BERLIN (Reuters) - Europe must not turn a blind eye to the tensions between China and Taiwan because a military escalation in the region would be a "worst-case scenario" for the global economy, German Foreign Minister Annalena Baerbock said on Thursday.
BERLIN (Reuters) – Europe must not turn a blind eye to tensions between China and Taiwan because a military escalation in the region would be a “worst-case scenario” for the global economy, German Foreign Minister Annalena Baerbock said on Thursday.
Speaking during a visit to China, Baerbock backed European Commission President Ursula von der Leyen, who took a tougher stance than recently taken by French President Emmanuel Macron during a joint visit to Beijing, and also called for a de-risking of relations with China.

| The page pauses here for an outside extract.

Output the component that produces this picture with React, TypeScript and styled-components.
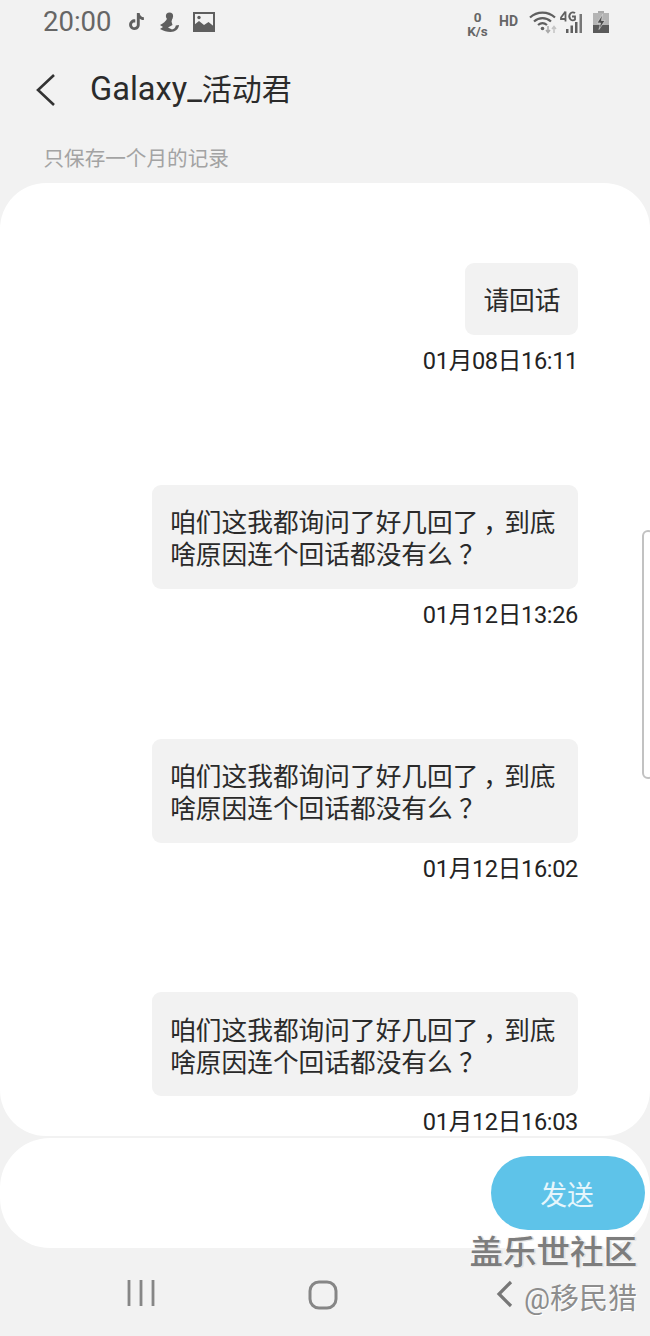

She said Europe needed to maintain a close exchange with Beijing, one of the bloc’s biggest trade partners, but also to draw lessons from Russia’s war in Ukraine by tackling “unhealthy” dependencies on China.
“This doesn’t mean decoupling, but it means minimizing one’s risks and realizing that economic dependencies can also create dangers,” she said.
While Macron had called on the EU to reduce its dependence on the U.S., Baerbock stressed the importance of global security alliances with partners sharing the same values.
Macron bad warned the European Union last week not to get “caught up in crises that are not ours” with regard to Taiwan.
“Germany and the European Union are economically vulnerable, which means that we cannot be indifferent to the tensions in the Taiwan Strait,” Baerbock said in an audio file provided by her ministry during a stopover in the Chinese port of Tianjin.
Macron’s comments drew a backlash in the United States and Europe as they were widely perceived as taking a weak line on Taiwan and a gift to what analysts called Beijing’s goal of dismantling transatlantic unity.
As a result, the stakes of Baerbock’s inaugural China trip have risen, with many EU members hoping Germany will use the opportunity to set out a clear and united EU line on China.
“Fifty percent of global trade passes through the Taiwan Strait (and) 70% of semiconductors pass through the Taiwan Strait, so the free passage is in our economic interest as well,” Baerbock said.
“A military escalation in the Taiwan Strait … would be a worst-case scenario globally and affect us as one of the biggest industrial nations in particular,” she added of Germany, the EU’s largest economy.
Tianjin was Baerbock’s first stop on a China trip expected to focus on damage control in the wake of Macron’s remarks, which suggested a rift in the EU’s approach to the rising superpower.
Even without Macron’s comments, the visit would have been delicate for Baerbock, who has been more hawkish on China than German Chancellor Olaf Scholz, and is drafting a China policy aimed at reducing German dependence on trade with Beijing.
She urged China to use its influence on Moscow to end what she called “Russia’s brutal war of aggression” in Ukraine, which Moscow describes as a special military operation.